How to spot misinformation
Image from Pixabay
“Extraordinary claims require extraordinary evidence.” – Carl Sagan
- No references or weak ones (reliance on testimonials)
- Sensationalism – one food/nutrient is the detriment or the savior of our health
- False dichotomies (vegan vs. carnivore, organic vs. non-organic, low-fat vs. low-carb – it’s never that simple)
- Eliciting a strong emotional response (fear, distrust, anger)
- Conspiracy theory undertones (no, the government or food industry isn’t trying to poison you)
- Aggressively pushing supplements
- Shouting (why do they shout?)
- References to scholarly sources – look for things like PMID numbers
- Credentials – PhD, MD, RD, MS (this list is not full proof, but it helps)
- Openly recognizing what they don’t know, accepting that “the research is limited” or referencing others who know the topic better than they do
- Acknowledging when they have changed their belief about something – in my opinion, a telltale sign of integrity and professional growth
- Neutral voice
Why this matters
Nutrition misinformation is a sensitive topic, but an important one. Misleading claims and messaging can considerably harm our most vulnerable. For example:
- Promoting raw milk as superior to normal milk (spoiler – it’s not better but can actually carry harmful bacteria) can have dangerous consequences for folks who are older, pregnant or immune-compromised.
- Pitching a miracle Alkaline Diet can lead a desperate cancer patient to forego traditional medical treatment (spoiler – the Alkaline Diet is bogus and its founder served prison time for it).
- Shaming non-organic foods and calling them toxic (spoiler – they’re not) can keep families with tight grocery budgets from purchasing nutritious foods.
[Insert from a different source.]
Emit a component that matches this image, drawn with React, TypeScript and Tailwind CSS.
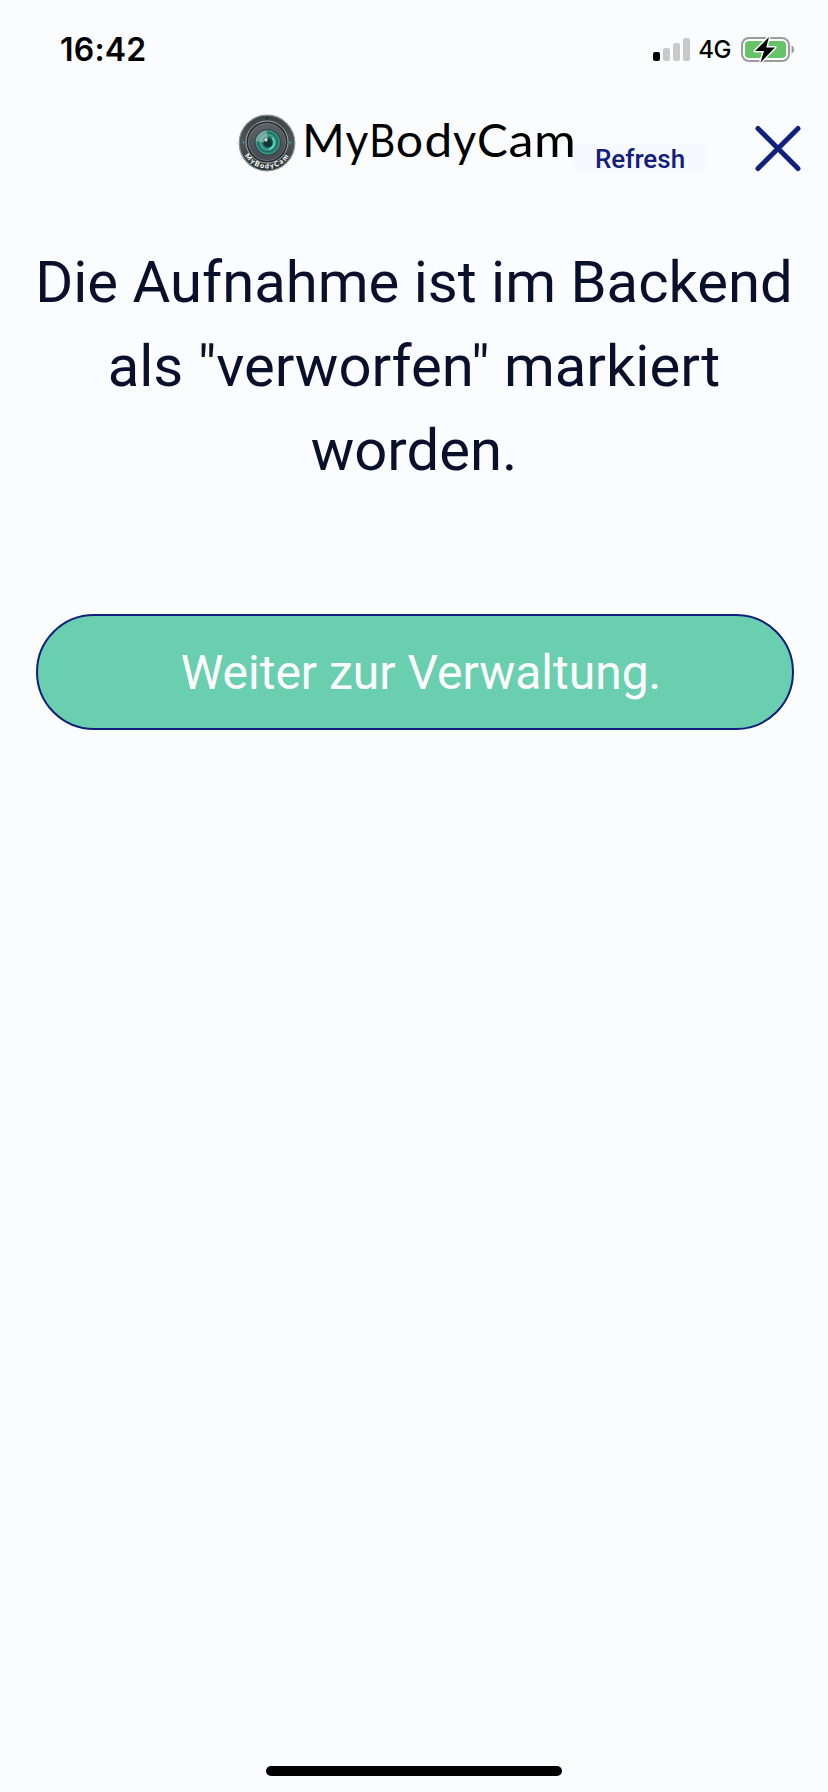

- Claiming cow’s milk is inflammatory (spoiler – it’s not and can even be anti-inflammatory) can cause a worried parent to unnecessarily remove it (and its essential nutrients) from their children’s diet.
Health professionals have their work cut out for them, stepping up to be the voices of reason and advocates for science in this saturated space of health and wellness advice. In the meantime, I encourage us all to be good stewards of information. Call it as you see it, read beyond the headline of the article before liking or sharing it, question things that don’t sound right, and report false or harmful messaging.
p.s. curious about fact-checking a popular health or nutrition book? Red Pen Reviews may have already done the work for you.